### Problem requirements:
Extract each line holding the word "that" from the entries.

### Stored entries:
● ● ● ● ● ● ●

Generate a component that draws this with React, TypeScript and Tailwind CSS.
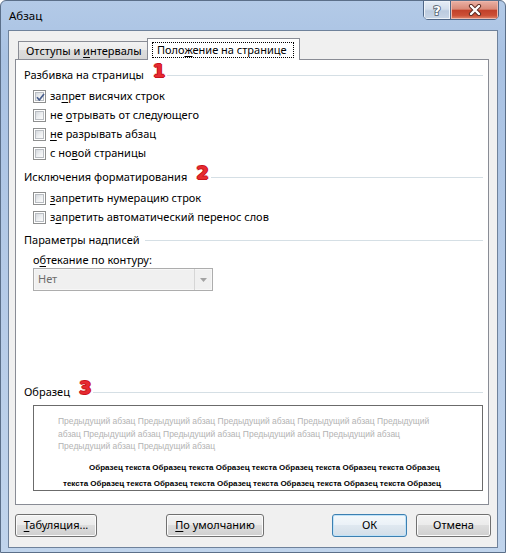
import React from "react";

function U({ children }: { children: React.ReactNode }) {
  return <span className="underline underline-offset-[2px] decoration-[1px]">{children}</span>;
}

function Checkbox({ checked }: { checked?: boolean }) {
  return (
    <div className="relative w-[13px] h-[13px] shrink-0 border border-[#8e8f8f] bg-white p-[1px]">
      <div className="w-full h-full border border-[#b9bdc2] bg-gradient-to-br from-[#d5d9de] via-[#eceef0] to-[#fbfbfb]" />
      {checked && (
        <svg className="absolute inset-0" width="13" height="13" viewBox="0 0 13 13">
          <path d="M3 6.2 L5.3 9 L10 3" fill="none" stroke="#4a5f8e" strokeWidth="1.7" strokeLinejoin="round" />
        </svg>
      )}
    </div>
  );
}

function Marker({ n }: { n: string }) {
  return (
    <span className="ml-[9px] -mt-[8px] text-[18px] leading-none font-bold text-[#e62a30] font-['DejaVu_Sans',sans-serif] [text-shadow:1px_0_0_#c8141c,-1px_0_0_#c8141c,0_1px_0_#c8141c,0_-1px_0_#c8141c,0_0_2px_#ffffff]">
      {n}
    </span>
  );
}

function Heading({ children, marker }: { children: React.ReactNode; marker?: string }) {
  return (
    <div className="flex items-center h-[16px]">
      <span className="whitespace-nowrap">{children}</span>
      {marker ? <Marker n={marker} /> : null}
      <div className={"flex-1 h-px bg-[#d5dfe5] " + (marker ? "ml-[2px]" : "ml-[5px]")} />
    </div>
  );
}

function CbRow({ checked, children }: { checked?: boolean; children: React.ReactNode }) {
  return (
    <div className="flex items-center h-[19px] pl-[9px] gap-[4px]">
      <Checkbox checked={checked} />
      <span className="whitespace-nowrap">{children}</span>
    </div>
  );
}

function Button({ children, w, ml, primary }: { children: React.ReactNode; w: string; ml: string; primary?: boolean }) {
  return (
    <div
      className={
        "h-[23px] flex items-center justify-center rounded-[3px] border " +
        w +
        " " +
        ml +
        " " +
        (primary
          ? "border-[#3c7fb1] shadow-[inset_0_0_0_1px_#bfe2f8] bg-[linear-gradient(to_bottom,#f4f8fb_0%,#eaf1f7_50%,#dfe8f0_50%,#d3dee8_100%)]"
          : "border-[#707070] shadow-[inset_0_0_0_1px_#fbfbfb] bg-[linear-gradient(to_bottom,#f2f2f2_0%,#ebebeb_50%,#dddddd_50%,#cfcfcf_100%)]")
      }
    >
      <span className="whitespace-nowrap">{children}</span>
    </div>
  );
}

export default function App() {
  return (
    <div className="w-[506px] h-[553px] flex flex-col rounded-t-[6px] border border-[#5b6f89] overflow-hidden bg-[linear-gradient(to_bottom,#b3cae7_0%,#a9c2e3_10%,#b7cce8_60%,#c0d4ec_100%)] font-['Noto_Sans',sans-serif] text-[11px] text-black">
      {/* Title bar */}
      <div className="h-[29px] flex items-start shrink-0">
        <div className="pl-[8px] pt-[6px] leading-[18px] text-[11.5px]">Абзац</div>
        <div className="flex-1" />
        <div className="mr-[6px] flex h-[20px] -mt-px rounded-b-[5px] border border-[#4f6686] overflow-hidden">
          <div className="w-[27px] h-full flex items-center justify-center border-r border-[#4f6686] bg-[linear-gradient(to_bottom,#e6edf6_0%,#d3deec_45%,#bccbdf_55%,#c9d6e6_100%)] shadow-[inset_0_0_0_1px_#eef3f9]">
            <span className="font-['DejaVu_Sans',sans-serif] font-bold text-[13px] leading-none text-white [-webkit-text-stroke:1.6px_#4d5a6b] [paint-order:stroke_fill]">?</span>
          </div>
          <div className="w-[47px] h-full flex items-center justify-center bg-[linear-gradient(to_bottom,#eab1a5_0%,#d98a78_45%,#c2412a_52%,#cc4f36_80%,#e18a6e_100%)] shadow-[inset_0_0_0_1px_#f0b7aa]">
            <svg width="14" height="12" viewBox="0 0 14 12">
              <path d="M3 2 L11 10 M11 2 L3 10" stroke="#5a2a22" strokeWidth="4.2" strokeLinecap="round" />
              <path d="M3 2 L11 10 M11 2 L3 10" stroke="#ffffff" strokeWidth="2.4" strokeLinecap="round" />
            </svg>
          </div>
        </div>
      </div>

      {/* Client area */}
      <div className="ml-[7px] w-[490px] h-[518px] border border-[#6f829b] bg-[#f0f0f0] flex flex-col">
        {/* Tabs */}
        <div className="mt-[7px] h-[21px] flex items-end pl-[9px] relative z-10">
          <div className="w-[129px] h-[18px] border-l border-t border-[#898c95] bg-[linear-gradient(to_bottom,#f2f2f2_0%,#ebebeb_50%,#dddddd_50%,#d6d6d6_100%)] pl-[7px] flex items-center leading-[16px]">
            <span className="whitespace-nowrap">
              Отступы и <U>и</U>нтервалы
            </span>
          </div>
          <div className="w-[153px] h-[22px] -mb-px border-l border-t border-r border-[#898c95] bg-white pl-[4px] pt-[3px]">
            <div className="w-[142px] border border-dotted border-black px-[4px] h-[16px] flex items-center leading-[14px]">
              <span className="whitespace-nowrap">
                Поло<U>ж</U>ение на странице
              </span>
            </div>
          </div>
        </div>

        {/* Panel */}
        <div className="ml-[6px] w-[474px] h-[446px] border border-[#898c95] bg-white flex flex-col pl-[8px] pr-[5px]">
          <div className="mt-[7px]">
            <Heading marker="1">Разбивка на страницы</Heading>
          </div>
          <div className="mt-[4px] flex flex-col">
            <CbRow checked>
              за<U>п</U>рет висячих строк
            </CbRow>
            <CbRow>
              не <U>о</U>трывать от следующего
            </CbRow>
            <CbRow>
              <U>н</U>е разрывать абзац
            </CbRow>
            <CbRow>
              с но<U>в</U>ой страницы
            </CbRow>
          </div>
          <div className="mt-[6px]">
            <Heading marker="2">Исключения форматирования</Heading>
          </div>
          <div className="mt-[4px] flex flex-col">
            <CbRow>
              <U>з</U>апретить нумерацию строк
            </CbRow>
            <CbRow>
              з<U>а</U>претить автоматический перенос слов
            </CbRow>
          </div>
          <div className="mt-[5px]">
            <Heading>Параметры надписей</Heading>
          </div>
          <div className="mt-[4px] h-[16px] pl-[9px] flex items-center">
            <span className="whitespace-nowrap">
              о<U>б</U>текание по контуру:
            </span>
          </div>
          <div className="ml-[9px] w-[180px] h-[23px] border border-[#adadad] bg-[#f0f0f0] flex shadow-[inset_0_0_0_1px_#f7f7f7]">
            <div className="flex-1 pl-[4px] flex items-center text-[#6d6d6d]">Нет</div>
            <div className="w-[18px] border-l border-[#d6d6d6] flex items-center justify-center">
              <svg width="7" height="4" viewBox="0 0 7 4">
                <path d="M0 0 L7 0 L3.5 4 Z" fill="#a3a3a3" />
              </svg>
            </div>
          </div>

          <div className="mt-[93px]">
            <Heading marker="3">Образец</Heading>
          </div>
          <div className="mt-[5px] ml-[9px] h-[86px] border border-[#6b6b6b] bg-white overflow-hidden font-['Liberation_Sans',sans-serif]">
            <div className="pt-[9px] pl-[24px] text-[8.5px] leading-[12.5px] text-[#b3b3b3] whitespace-nowrap">
              <div>Предыдущий абзац Предыдущий абзац Предыдущий абзац Предыдущий абзац Предыдущий</div>
              <div>абзац Предыдущий абзац Предыдущий абзац Предыдущий абзац Предыдущий абзац</div>
              <div>Предыдущий абзац Предыдущий абзац</div>
            </div>
            <div className="mt-[7px] text-[8px] leading-[16.5px] font-bold text-black whitespace-nowrap">
              <div className="ml-[55px] w-[349px] [text-align-last:justify]">
                Образец текста Образец текста Образец текста Образец текста Образец текста Образец
              </div>
              <div className="ml-[29px] w-[375px] [text-align-last:justify]">
                текста Образец текста Образец текста Образец текста Образец текста Образец текста Образец
              </div>
            </div>
          </div>
        </div>

        {/* Buttons */}
        <div className="mt-[9px] flex">
          <Button w="w-[82px]" ml="ml-[6px]">
            <U>Т</U>абуляция...
          </Button>
          <Button w="w-[98px]" ml="ml-[69px]">
            <U>П</U>о умолчанию
          </Button>
          <Button w="w-[75px]" ml="ml-[68px]" primary>
            ОК
          </Button>
          <Button w="w-[75px]" ml="ml-[9px]">
            Отмена
          </Button>
        </div>
      </div>
    </div>
  );
}
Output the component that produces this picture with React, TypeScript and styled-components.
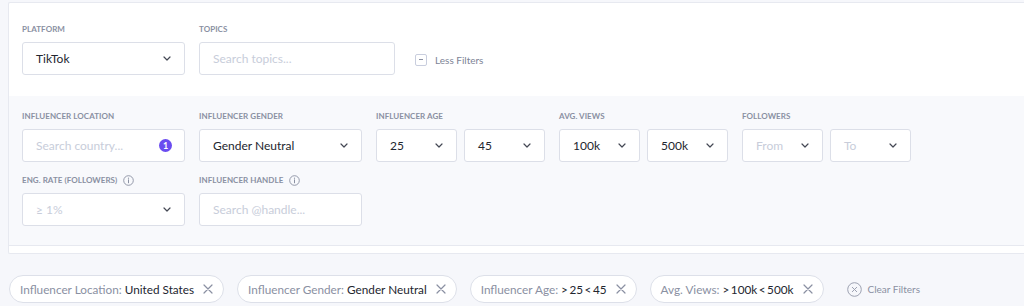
import React from "react";
import styled, { createGlobalStyle } from "styled-components";

const GlobalStyle = createGlobalStyle`
  html, body {
    margin: 0;
    padding: 0;
    background: #f6f7fb;
    font-family: "Lato", "Noto Sans", sans-serif;
    overflow: hidden;
  }
`;

const Page = styled("div")`
  width: 1024px;
  height: 306px;
  padding: 2px 0 0 8px;
  box-sizing: border-box;
`;

const Card = styled("div")`
  background: #ffffff;
  border: 1px solid #e7e9f0;
  border-right: none;
  border-radius: 2px 0 0 2px;
  padding-bottom: 7px;
`;

const TopSection = styled("div")`
  display: flex;
  align-items: flex-end;
  gap: 14px;
  padding: 20px 0 21px 13px;
`;

const FilterSection = styled("div")`
  background: #f8f9fc;
  border-bottom: 1px solid #e7e9f0;
  padding: 14px 0 19px 13px;
  display: flex;
  flex-direction: column;
  gap: 12px;
`;

const Row = styled("div")`
  display: flex;
  gap: 14px;
`;

const Field = styled("div")`
  display: flex;
  flex-direction: column;
`;

const Label = styled("div")`
  height: 12px;
  line-height: 12px;
  margin-bottom: 7px;
  font-size: 8px;
  font-weight: 700;
  letter-spacing: 0.05px;
  text-transform: uppercase;
  color: #8a90a2;
  display: flex;
  align-items: center;
  gap: 6px;
`;

const Pair = styled("div")`
  display: flex;
  gap: 7px;
`;

const Box = styled("div")<{ $w: number; $muted?: boolean }>`
  width: ${(p) => p.$w}px;
  height: 33px;
  box-sizing: border-box;
  background: #ffffff;
  border: 1px solid #dcdfe8;
  border-radius: 3px;
  display: flex;
  align-items: center;
  justify-content: space-between;
  padding: 0 13px 0 13px;
  font-size: 12px;
  color: ${(p) => (p.$muted ? "#c8cdda" : "#23262f")};
`;

const Badge = styled("span")`
  width: 13px;
  height: 13px;
  border-radius: 50%;
  background: #6a4cf0;
  color: #ffffff;
  font-size: 9px;
  font-weight: 700;
  display: flex;
  align-items: center;
  justify-content: center;
  margin-right: -1px;
`;

const LessFilters = styled("div")`
  display: flex;
  align-items: center;
  gap: 8px;
  height: 33px;
  margin-left: 6px;
  margin-bottom: -1px;
  font-size: 10px;
  color: #7d8396;
`;

const MinusBox = styled("span")`
  width: 12px;
  height: 12px;
  box-sizing: border-box;
  border: 1px solid #c9cede;
  border-radius: 2px;
  display: flex;
  align-items: center;
  justify-content: center;
  &::after {
    content: "";
    width: 4px;
    height: 1px;
    background: #8a90a2;
  }
`;

const ChipRow = styled("div")`
  display: flex;
  align-items: center;
  gap: 13px;
  margin-top: 21px;
  padding-left: 1px;
`;

const Chip = styled("div")`
  height: 28px;
  box-sizing: border-box;
  border: 1px solid #dde0e9;
  border-radius: 14px;
  background: #ffffff;
  display: flex;
  align-items: center;
  gap: 9px;
  padding: 0 10px 0 10px;
  font-size: 11.75px;
  color: #8a90a2;
  white-space: nowrap;
`;

const ChipValue = styled("span")<{ $tight?: boolean }>`
  color: #23262f;
  word-spacing: ${(p) => (p.$tight ? "-1.5px" : "0")};
`;

const ClearFilters = styled("div")`
  display: flex;
  align-items: center;
  gap: 6px;
  margin-left: 10px;
  font-size: 10px;
  color: #8a90a2;
`;

const Chevron = () => (
  <svg width="8" height="5" viewBox="0 0 8 5" fill="none">
    <path d="M1 1l3 3 3-3" stroke="#444854" strokeWidth="1.2" strokeLinecap="round" strokeLinejoin="round" />
  </svg>
);

const Info = () => (
  <svg width="11" height="11" viewBox="0 0 11 11" fill="none">
    <circle cx="5.5" cy="5.5" r="4.8" stroke="#8a90a2" strokeWidth="0.9" />
    <path d="M5.5 4.8v3" stroke="#8a90a2" strokeWidth="1" strokeLinecap="round" />
    <circle cx="5.5" cy="3.2" r="0.6" fill="#8a90a2" />
  </svg>
);

const Close = () => (
  <svg width="10" height="10" viewBox="0 0 10 10" fill="none">
    <path d="M1 1l8 8M9 1l-8 8" stroke="#8a90a2" strokeWidth="1.2" strokeLinecap="round" />
  </svg>
);

const ClearIcon = () => (
  <svg width="15" height="15" viewBox="0 0 15 15" fill="none">
    <circle cx="7.5" cy="7.5" r="6.8" stroke="#9ca1b1" strokeWidth="1" />
    <path d="M5.3 5.3l4.4 4.4M9.7 5.3l-4.4 4.4" stroke="#9ca1b1" strokeWidth="1" strokeLinecap="round" />
  </svg>
);

const Select = ({ w, value, muted }: { w: number; value: string; muted?: boolean }) => (
  <Box $w={w} $muted={muted}>
    <span>{value}</span>
    <Chevron />
  </Box>
);

const chips = [
  { k: "Influencer Location:", v: "United States" },
  { k: "Influencer Gender:", v: "Gender Neutral" },
  { k: "Influencer Age:", v: "> 25 < 45", range: true },
  { k: "Avg. Views:", v: "> 100k < 500k", range: true },
];

export default function App() {
  return (
    <Page>
      <GlobalStyle />
      <Card>
        <TopSection>
          <Field>
            <Label>Platform</Label>
            <Select w={163} value="TikTok" />
          </Field>
          <Field>
            <Label>Topics</Label>
            <Box $w={196} $muted>
              Search topics...
            </Box>
          </Field>
          <LessFilters>
            <MinusBox />
            Less Filters
          </LessFilters>
        </TopSection>
        <FilterSection>
          <Row>
            <Field>
              <Label>Influencer Location</Label>
              <Box $w={163} $muted>
                <span>Search country...</span>
                <Badge>1</Badge>
              </Box>
            </Field>
            <Field>
              <Label>Influencer Gender</Label>
              <Select w={163} value="Gender Neutral" />
            </Field>
            <Field>
              <Label>Influencer Age</Label>
              <Pair>
                <Select w={81} value="25" />
                <Select w={81} value="45" />
              </Pair>
            </Field>
            <Field>
              <Label>Avg. Views</Label>
              <Pair>
                <Select w={81} value="100k" />
                <Select w={81} value="500k" />
              </Pair>
            </Field>
            <Field>
              <Label>Followers</Label>
              <Pair>
                <Select w={81} value="From" muted />
                <Select w={81} value="To" muted />
              </Pair>
            </Field>
          </Row>
          <Row>
            <Field>
              <Label>
                Eng. Rate (Followers) <Info />
              </Label>
              <Select w={163} value="≥ 1%" muted />
            </Field>
            <Field>
              <Label>
                Influencer Handle <Info />
              </Label>
              <Box $w={163} $muted>
                Search @handle...
              </Box>
            </Field>
          </Row>
        </FilterSection>
      </Card>
      <ChipRow>
        {chips.map((c) => (
          <Chip key={c.k}>
            <span>
              {c.k} <ChipValue $tight={c.range}>{c.v}</ChipValue>
            </span>
            <Close />
          </Chip>
        ))}
        <ClearFilters>
          <ClearIcon />
          Clear Filters
        </ClearFilters>
      </ChipRow>
    </Page>
  );
}
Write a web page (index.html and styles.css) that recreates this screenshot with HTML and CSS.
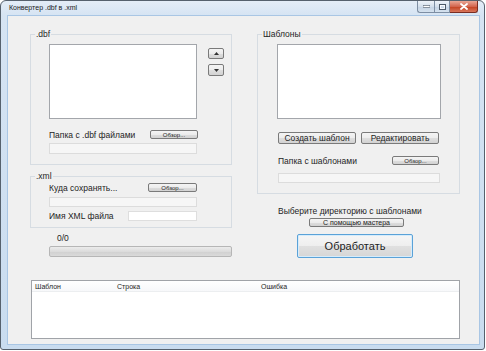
FILE: index.html
```html
<!DOCTYPE html>
<html lang="ru">
<head>
<meta charset="utf-8">
<title>Конвертер .dbf в .xml</title>
<link rel="stylesheet" href="styles.css">
</head>
<body>
<div class="window">
  <div class="titlebar">
    <span class="title">Конвертер .dbf в .xml</span>
    <div class="caption">
      <div class="cbtn cbtn-min"><svg width="7" height="3" viewBox="0 0 7 3"><rect x="0" y="0.5" width="7" height="2" fill="#fff" stroke="#4c5968" stroke-width="0.6"/></svg></div>
      <div class="cbtn cbtn-max"><svg width="7" height="6" viewBox="0 0 7 6"><rect x="0.5" y="0.5" width="6" height="5" fill="none" stroke="#4c5968" stroke-width="1"/><rect x="1.5" y="1.5" width="4" height="3" fill="none" stroke="#fff" stroke-width="0.8"/></svg></div>
      <div class="cbtn cbtn-close"><svg width="8" height="7" viewBox="0 0 8 7"><path d="M1 1 L7 6 M7 1 L1 6" stroke="#fff" stroke-width="1.8" stroke-linecap="round"/></svg></div>
    </div>
  </div>
  <div class="client">
    <div class="panes">
      <div class="col col-left">
        <fieldset class="group group-dbf">
          <legend>.dbf</legend>
          <div class="group-body">
            <div class="row-list">
              <div class="listbox listbox-dbf"></div>
              <div class="updown">
                <button class="btn arrow-btn"><svg width="5" height="3" viewBox="0 0 5 3"><path d="M0 3 L2.5 0 L5 3 Z" fill="#333"/></svg></button>
                <button class="btn arrow-btn arrow-down"><svg width="5" height="3" viewBox="0 0 5 3"><path d="M0 0 L2.5 3 L5 0 Z" fill="#333"/></svg></button>
              </div>
            </div>
            <div class="row-browse row-dbf">
              <span class="label">Папка с .dbf файлами</span>
              <button class="btn btn-tiny btn-browse-dbf">Обзор...</button>
            </div>
            <div class="textbox textbox-disabled tb-dbf"></div>
          </div>
        </fieldset>
        <fieldset class="group group-xml">
          <legend>.xml</legend>
          <div class="group-body">
            <div class="row-browse row-xml">
              <span class="label">Куда сохранять...</span>
              <button class="btn btn-tiny btn-browse-xml">Обзор...</button>
            </div>
            <div class="textbox textbox-disabled tb-xml"></div>
            <div class="row-browse row-name">
              <span class="label">Имя XML файла</span>
              <div class="textbox tb-name"></div>
            </div>
          </div>
        </fieldset>
        <div class="counter">0/0</div>
        <div class="progress"></div>
      </div>
      <div class="col col-right">
        <fieldset class="group group-tpl">
          <legend>Шаблоны</legend>
          <div class="group-body">
            <div class="listbox listbox-tpl"></div>
            <div class="tpl-buttons">
              <button class="btn btn-mid">Создать шаблон</button>
              <button class="btn btn-mid">Редактировать</button>
            </div>
            <div class="row-browse row-tpl">
              <span class="label">Папка с шаблонами</span>
              <button class="btn btn-tiny btn-browse-tpl">Обзор...</button>
            </div>
            <div class="textbox textbox-disabled tb-tpl"></div>
          </div>
        </fieldset>
        <div class="label choose-label">Выберите директорию с шаблонами</div>
        <button class="btn btn-master">С помощью мастера</button>
        <button class="btn btn-primary">Обработать</button>
      </div>
    </div>
    <div class="listview">
      <div class="lv-header">
        <span>Шаблон</span>
        <span>Строка</span>
        <span>Ошибка</span>
      </div>
      <div class="lv-body"></div>
    </div>
  </div>
</div>
</body>
</html>
```
FILE: styles.css
```css
* { box-sizing: border-box; }
html, body { margin: 0; padding: 0; }
body {
  width: 486px;
  height: 351px;
  background: #ffffff;
  font-family: "Liberation Sans", Arial, sans-serif;
  color: #1e1e1e;
  overflow: hidden;
}

.window {
  width: 485px;
  height: 350px;
  border: 1px solid #56616d;
  border-radius: 6px 6px 3px 3px;
  background: linear-gradient(to bottom, #e4edf7 0px, #d6e4f3 14px, #c9dcef 100%);
  display: flex;
  flex-direction: column;
}

.titlebar {
  height: 14px;
  display: flex;
  align-items: flex-start;
  padding-left: 8px;
}
.title {
  font-size: 7px;
  line-height: 14px;
  color: #1a1a1a;
}
.caption {
  margin-left: auto;
  margin-right: 6px;
  display: flex;
  height: 12px;
}
.cbtn {
  height: 12px;
  display: flex;
  align-items: center;
  justify-content: center;
  border: 1px solid #7d8ea3;
  border-top: none;
  background: linear-gradient(to bottom, #eef3f9, #d3dfec 50%, #c4d3e4 51%, #d4e1ee);
}
.cbtn-min { width: 17px; border-radius: 0 0 0 3px; border-right: none; }
.cbtn-max { width: 16px; }
.cbtn-close {
  width: 28px;
  border-radius: 0 0 3px 0;
  border-left: none;
  border-color: #7a2d22;
  background: linear-gradient(to bottom, #eaa796, #d3654e 50%, #c3401f 51%, #d8765c);
}

.client {
  flex: 1;
  margin: 0 4px 4px 6px;
  border: 1px solid #a9c6e4;
  background: #f0f0f0;
  display: flex;
  flex-direction: column;
}

.panes {
  display: flex;
  padding-left: 22px;
  gap: 25px;
}
.col { display: flex; flex-direction: column; align-items: flex-start; }
.col-left { width: 202px; }
.col-right { width: 203px; }

.group {
  margin: 0;
  padding: 0 0 0 4px;
  border: 1px solid #d6dce2;
  width: 100%;
  min-width: 0;
}
.group legend {
  padding: 0 1px;
  font-size: 8.5px;
  line-height: 10px;
  color: #1e1e1e;
}
.group-body {
  margin-left: 14px;
  display: flex;
  flex-direction: column;
  align-items: flex-start;
}

.label {
  font-size: 8.5px;
  line-height: 10px;
  white-space: nowrap;
}

.btn {
  margin: 0;
  padding: 0;
  border: 1px solid #7a7a7a;
  border-radius: 2px;
  background: linear-gradient(to bottom, #f4f4f4 0%, #ececec 50%, #dedede 51%, #d2d2d2 100%);
  font-family: "Liberation Sans", Arial, sans-serif;
  color: #1e1e1e;
  display: flex;
  align-items: center;
  justify-content: center;
  line-height: 1;
  white-space: nowrap;
}

.listbox {
  border: 1px solid #a3a6ab;
  background: #ffffff;
}
.textbox {
  border: 1px solid #dedede;
  background: #ffffff;
}
.textbox-disabled {
  background: #f6f6f6;
  border-color: #dcdcdc;
}

/* .dbf group */
.group-dbf { margin-top: 13px; padding-bottom: 10px; }
.row-list { display: flex; margin-top: 5px; }
.listbox-dbf { width: 148px; height: 75px; }
.updown {
  margin-left: 11px;
  margin-top: 4px;
  display: flex;
  flex-direction: column;
  gap: 5px;
}
.arrow-btn { width: 16px; height: 11px; }
.arrow-down { height: 12px; }

.row-browse {
  display: flex;
  align-items: center;
  justify-content: space-between;
}
.row-dbf { width: 149px; height: 9px; margin-top: 11px; }
.btn-tiny { font-size: 6px; height: 9px; }
.btn-browse-dbf { width: 48px; }
.tb-dbf { width: 148px; height: 11px; margin-top: 4px; }

/* .xml group */
.group-xml { margin-top: 6px; padding-bottom: 6px; }
.row-xml { width: 148px; height: 9px; margin-top: 2px; }
.btn-browse-xml { width: 49px; }
.tb-xml { width: 148px; height: 10px; margin-top: 5px; }
.row-name { width: 148px; height: 10px; margin-top: 4px; }
.tb-name { width: 69px; height: 10px; }

.counter {
  margin-top: 5px;
  margin-left: 27px;
  font-size: 8.5px;
  line-height: 10px;
}
.progress {
  margin-top: 3px;
  margin-left: 19px;
  width: 183px;
  height: 11px;
  border: 1px solid #b6b6b6;
  border-radius: 2px;
  background: linear-gradient(to bottom, #ececec, #dcdcdc 50%, #d0d0d0 51%, #dadada);
}

/* templates group */
.group-tpl { margin-top: 13px; padding-bottom: 10px; }
.listbox-tpl { width: 164px; height: 75px; margin-top: 5px; margin-left: 1px; }
.tpl-buttons { display: flex; gap: 5px; margin-top: 13px; margin-left: 2px; }
.btn-mid { width: 78px; height: 12px; font-size: 8.5px; }
.row-tpl { width: 161px; height: 9px; margin-top: 12px; margin-left: 2px; }
.btn-browse-tpl { width: 47px; }
.tb-tpl { width: 162px; height: 10px; margin-top: 8px; margin-left: 2px; }

.choose-label { margin-top: 12px; margin-left: 21px; }
.btn-master {
  margin-top: 2px;
  margin-left: 52px;
  width: 95px;
  height: 9px;
  font-size: 7px;
}
.btn-primary {
  margin-top: 7px;
  margin-left: 40px;
  width: 116px;
  height: 24px;
  font-size: 11px;
  border-color: #5aa2d8;
  box-shadow: inset 0 0 0 1px #d6ecfb;
  background: linear-gradient(to bottom, #f6f6f6 0%, #eeeeee 50%, #e0e0e0 51%, #d6d6d6 100%);
}

/* list view */
.listview {
  margin: auto 0 5px 23px;
  width: 429px;
  height: 59px;
  border: 1px solid #a0a3a8;
  background: #ffffff;
  display: flex;
  flex-direction: column;
}
.lv-header {
  height: 11px;
  display: grid;
  grid-template-columns: 82px 144px 1fr;
  align-items: center;
  padding-left: 3px;
  font-size: 7px;
  border-bottom: 1px solid #eceef0;
  background: linear-gradient(to bottom, #ffffff, #f7f8fa);
}
.lv-body { flex: 1; }
```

● ● ● ● ● ● ●

### Solution for this problem:
Generate a component that draws this with React, TypeScript and Tailwind CSS.
Output the component that produces this picture with React, TypeScript and styled-components.
Write a web page (index.html and styles.css) that recreates this screenshot with HTML and CSS.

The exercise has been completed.